Prevedere che cosa succederà non serve a nulla. Il futuro non si prevede, si realizza. Il problema che abbiamo di fronte non è ciclico, ma epocale. Siamo di fronte a un cambiamento di paradigma. Quando un paradigma cambia si crea discontinuità. La discontinuità crea incertezza e paura.

Allora ci attende un futuro di incertezza e paura crescente?

Più che uscire da un ciclo di recessione, ci troviamo di fronte a un’era completamente nuova caratterizzata da alti livelli di complessità e di rischio. Con l’ascesa dei social media, saremo inoltre sempre più complici e disposti a compromettere la nostra privacy, in cambio di sicurezza.

La stabilità è morta e sepolta?

Bisogna vivere con la precarietà dei mezzi, dei luoghi e dei ruoli. Adattarsi al cambiamento è l’unico modo per sopravvivere. L’idea di creare un prodotto per poi difenderlo dalla concorrenza è obsoleta. La proprietà intellettuale non si difende con le barricate, ma con la condivisione.

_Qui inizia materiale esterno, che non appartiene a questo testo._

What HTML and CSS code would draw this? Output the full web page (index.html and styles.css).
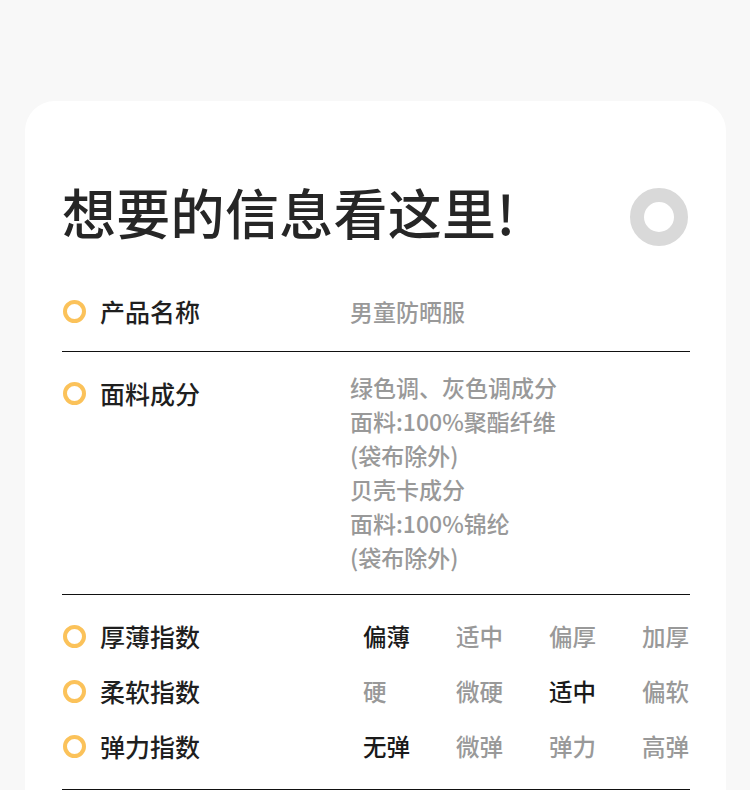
FILE: index.html
```html
<!DOCTYPE html>
<html lang="zh">
<head>
<meta charset="utf-8">
<title>想要的信息看这里</title>
<link rel="stylesheet" href="styles.css">
</head>
<body>
<div class="card">
  <div class="head">
    <h1 class="title">想要的信息看这里!</h1>
    <span class="ring"></span>
  </div>
  <div class="row row-center">
    <div class="label"><span class="dot"></span>产品名称</div>
    <div class="value">男童防晒服</div>
  </div>
  <div class="row row-multi">
    <div class="label label-drop"><span class="dot"></span>面料成分</div>
    <div class="value">绿色调、灰色调成分<br>面料:100%聚酯纤维<br>(袋布除外)<br>贝壳卡成分<br>面料:100%锦纶<br>(袋布除外)</div>
  </div>
  <div class="row row-index">
    <div class="idx">
      <div class="label"><span class="dot"></span>厚薄指数</div>
      <div class="opts"><span class="on">偏薄</span><span>适中</span><span>偏厚</span><span>加厚</span></div>
    </div>
    <div class="idx">
      <div class="label"><span class="dot"></span>柔软指数</div>
      <div class="opts"><span>硬</span><span>微硬</span><span class="on">适中</span><span>偏软</span></div>
    </div>
    <div class="idx">
      <div class="label"><span class="dot"></span>弹力指数</div>
      <div class="opts"><span class="on">无弹</span><span>微弹</span><span>弹力</span><span>高弹</span></div>
    </div>
  </div>
</div>
</body>
</html>
```
FILE: styles.css
```css
html, body {
  margin: 0;
  padding: 0;
  background: #f8f8f8;
  font-family: "Noto Sans CJK SC", "Noto Sans", sans-serif;
}
.card {
  margin: 101px 24px 0 25px;
  padding: 84px 36px 0 37px;
  background: #fff;
  border-radius: 30px 30px 0 0;
  min-height: 800px;
}
.head {
  display: flex;
  justify-content: space-between;
  align-items: center;
  height: 54px;
}
.title {
  margin: 0;
  font-size: 54px;
  line-height: 54px;
  font-weight: 500;
  color: #262626;
  letter-spacing: 0.3px;
}
.ring {
  box-sizing: border-box;
  width: 58px;
  height: 58px;
  border-radius: 50%;
  border: 14.5px solid #d9d9d9;
  margin: 10px 2px 0 0;
}
.row {
  display: flex;
  border-bottom: 1px solid #111;
}
.row-center {
  align-items: center;
  padding: 55px 0 23px;
}
.row-multi {
  align-items: flex-start;
  padding: 18px 0 20px;
}
.row-index {
  flex-direction: column;
  gap: 21px;
  padding: 24px 0 26px;
}
.label {
  width: 288px;
  flex: none;
  display: flex;
  align-items: center;
  font-size: 25px;
  line-height: 34px;
  font-weight: 500;
  color: #1f1f1f;
}
.label-drop {
  margin-top: 6px;
}
.dot {
  box-sizing: border-box;
  width: 23px;
  height: 23px;
  border-radius: 50%;
  border: 4px solid #fbc25a;
  margin: 0 14px 0 1px;
  flex: none;
}
.value {
  font-size: 23px;
  line-height: 34px;
  font-weight: 500;
  color: #999;
}
.idx {
  display: flex;
  align-items: center;
}
.opts {
  display: grid;
  grid-template-columns: repeat(4, 93px);
  padding-left: 13px;
  font-size: 23.5px;
  line-height: 34px;
  font-weight: 500;
  color: #999;
}
.opts .on {
  color: #1a1a1a;
}
```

Come si sviluppa la leadership?

Mettendosi al servizio delle persone, incoraggiando gli individui ad auto-organizzarsi, dando spazio alle avanguardie innovative e incentivando i giovani e la meritocrazia. La storia insegna che i cambiamenti profondi sono sempre a vantaggio dei nuovi arrivati e solo in rari casi di chi riesce a cambiare visione.

La crisi è finita?

Le vecchie curve non spiegano più il mondo, non perché la crisi sia finita, ma perché il mondo è cambiato.